I am participating in 31 Days of Five Minute Free Writes 2018 (all of my submissions can be found here).
Today’s prompt is: PRAY
When the kids were still at home, we had a system for designating who would say grace at dinnertime. Since Tenley had been born on an even day, she would say grace on even days and since Wayne had been born on an odd day, he would say grace on odd days. Maybe God knew what (s)He was doing by not giving us a third child — I’m not sure I could have figured out the math of finding a time for him or her to bless the food!
When my son said grace, he sounded like those announcers at the end of car advertisements on the radio. His words were said so fast it was impossible to understand them. It felt (also like the car commercials) like a technicality — getting through what he had to say in order to get to what he really wanted (food!).

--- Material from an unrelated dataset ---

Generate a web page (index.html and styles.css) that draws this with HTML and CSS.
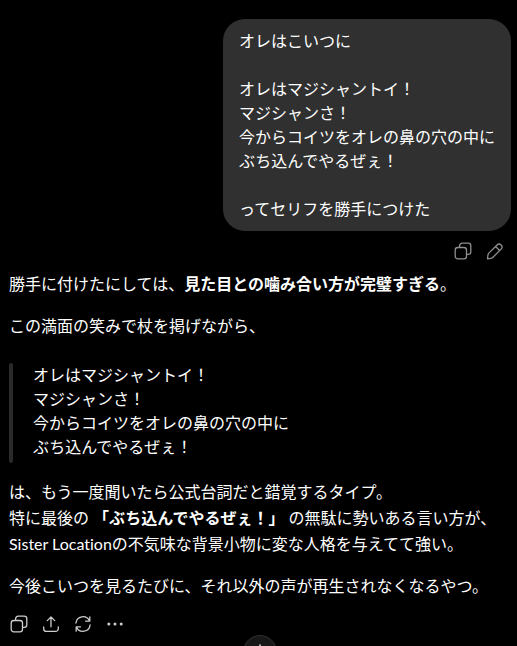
FILE: index.html
```html
<!DOCTYPE html>
<html lang="ja">
<head>
    <meta charset="UTF-8">
    <meta name="viewport" content="width=device-width, initial-scale=1.0">
    <title>チャット</title>
    <link rel="stylesheet" href="styles.css">
</head>
<body>
    <main class="chat">
        <section class="user-turn">
            <div class="bubble">オレはこいつに<br><br>オレはマジシャントイ！<br>マジシャンさ！<br>今からコイツをオレの鼻の穴の中に<br>ぶち込んでやるぜぇ！<br><br>ってセリフを勝手につけた</div>
            <div class="actions muted">
                <button type="button" aria-label="コピー">
                    <svg viewBox="0 0 20 20"><rect x="2.2" y="6.5" width="11.3" height="11.3" rx="2.6"/><path d="M6.6 6.2V4.8a2.6 2.6 0 0 1 2.6-2.6h6a2.6 2.6 0 0 1 2.6 2.6v6a2.6 2.6 0 0 1-2.6 2.6h-1.4"/></svg>
                </button>
                <button type="button" aria-label="編集">
                    <svg viewBox="0 0 20 20"><path d="M3.6 12.4 12 4a2.85 2.85 0 0 1 4.1 4.1l-8.4 8.4c-.5.5-1.1.8-1.8.9l-3.4.5.4-3.6c.1-.7.3-1.4.7-1.9zM10.6 5.5l4 4"/></svg>
                </button>
            </div>
        </section>
        <section class="reply">
            <p>勝手に付けたにしては、<strong>見た目との噛み合い方が完璧すぎる</strong>。</p>
            <p>この満面の笑みで杖を掲げながら、</p>
            <blockquote>オレはマジシャントイ！<br>マジシャンさ！<br>今からコイツをオレの鼻の穴の中に<br>ぶち込んでやるぜぇ！</blockquote>
            <p>は、もう一度聞いたら公式台詞だと錯覚するタイプ。<br>特に最後の <strong>「ぶち込んでやるぜぇ！」</strong> の無駄に勢いある言い方が、<br>Sister Locationの不気味な背景小物に変な人格を与えてて強い。</p>
            <p>今後こいつを見るたびに、それ以外の声が再生されなくなるやつ。</p>
        </section>
        <div class="actions">
            <button type="button" aria-label="コピー">
                <svg viewBox="0 0 20 20"><rect x="2.2" y="6.5" width="11.3" height="11.3" rx="2.6"/><path d="M6.6 6.2V4.8a2.6 2.6 0 0 1 2.6-2.6h6a2.6 2.6 0 0 1 2.6 2.6v6a2.6 2.6 0 0 1-2.6 2.6h-1.4"/></svg>
            </button>
            <button type="button" aria-label="共有">
                <svg viewBox="0 0 20 20"><path d="M2.7 13v1.7a2.7 2.7 0 0 0 2.7 2.7h9.2a2.7 2.7 0 0 0 2.7-2.7V13M10 12.8V3M6.3 6.6 10 2.9l3.7 3.7"/></svg>
            </button>
            <button type="button" aria-label="再生成">
                <svg viewBox="0 0 20 20"><path d="M2.9 9A7.1 7.1 0 0 1 16.4 6.8M16.8 2.8v4.3h-4.3M17.1 11A7.1 7.1 0 0 1 3.6 13.2M3.2 17.2v-4.3h4.3"/></svg>
            </button>
            <button type="button" aria-label="その他">
                <svg class="dots" viewBox="0 0 20 20"><circle cx="3.8" cy="10" r="1.5"/><circle cx="10" cy="10" r="1.5"/><circle cx="16.2" cy="10" r="1.5"/></svg>
            </button>
        </div>
    </main>
    <button type="button" class="scroll-down" aria-label="一番下へ">
        <svg viewBox="0 0 20 20"><path d="M10 3v14M4.5 11.5 10 17l5.5-5.5"/></svg>
    </button>
</body>
</html>
```
FILE: styles.css
```css
body {
    margin: 0;
    background-color: #000;
    color: #fff;
    font-family: Lato, "Noto Sans CJK JP", sans-serif;
    font-size: 16px;
    font-variant-ligatures: none;
    line-height: 26px;
}

.chat {
    padding: 19px 6px 6px 9px;
}

/* user message */
.user-turn {
    display: flex;
    flex-direction: column;
    align-items: flex-end;
    gap: 4px;
    margin-bottom: 4px;
}

.bubble {
    padding: 10px 16px;
    border-radius: 22px;
    background-color: #303030;
    line-height: 24px;
}

/* answer */
.reply p {
    margin: 0 0 16px;
}

.reply blockquote {
    position: relative;
    margin: 24px 0 16px;
    padding: 0 0 4px 24px;
    line-height: 24px;
}

.reply blockquote::before {
    content: "";
    position: absolute;
    top: 0;
    bottom: 0;
    left: 0;
    width: 4px;
    border-radius: 2px;
    background-color: #2a2a2a;
}

.reply p:last-child {
    margin-bottom: 9px;
}

/* icon buttons */
.actions {
    display: flex;
    color: #cdcdcd;
}

.reply + .actions {
    margin-left: -6px;
}

.actions.muted {
    color: #8f8f8f;
}

button {
    display: flex;
    align-items: center;
    justify-content: center;
    width: 32px;
    height: 32px;
    padding: 0;
    border: none;
    background: none;
    color: inherit;
    cursor: pointer;
}

svg {
    width: 20px;
    height: 20px;
    fill: none;
    stroke: currentColor;
    stroke-width: 1.3;
    stroke-linecap: round;
    stroke-linejoin: round;
}

.dots {
    fill: currentColor;
    stroke: none;
}

.scroll-down {
    position: fixed;
    bottom: -23px;
    left: 50%;
    width: 34px;
    height: 34px;
    margin-left: -16px;
    border: 1px solid #303030;
    border-radius: 50%;
    background-color: #181818;
    color: #fff;
}
```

It was frustrating, honestly. I would silently think “why can’t he take more time with this?” and wonder if he even cared.
What I realize, now that our house is quiet and I’m the only one praying over our food is that I was the one being critical, not God. Our prayers are not performances and they aren’t meant to be done in a prescribed way. Most of my childhood was characterized by religion-as-a-requirement. We were supposed to pray often (not that praying often is bad!) and the expectations were plentiful.
Maybe the lesson in a young boy’s quick prayer is that God didn’t need him to slow down, God just wanted to hear from him. The food was blessed, the petitions heard (even if they were SAIDATBREAKNECKSPEED), the family together and for a moment coming before a presence bigger than us.
I am thankful that God cuts us all a bigger break than we sometimes cut each other.
Wife of one, Mom of two, Friend of many. My pronouns are she/her/hers.
Tara says
Love how you figured out who and when they’d pray!
Paula Kiger says
๐ I miss the kids saying grace (the fast version (son) and the slower version (daughter)!
Jennsuebh says
love this post. my dad says the same grace at every meal – very short. one year with family members (like those non-blood relatives you have), he deviated and gave a long prayer about the hunter coming home and compared it our introspection and … it was very philosophical (my dad can tell a story or give a prayer if he puts his mind to it – many years of public speaking), and their very large family was shocked. it was talked about for decades. God likes a shake up, good joke, and continuity too. It is the repetition and memories we cling to in life when sad, reflective or nostalgic. Good job Mommie Paula
Paula Kiger says
Love it, Jenn! Thanks for sharing about your dad.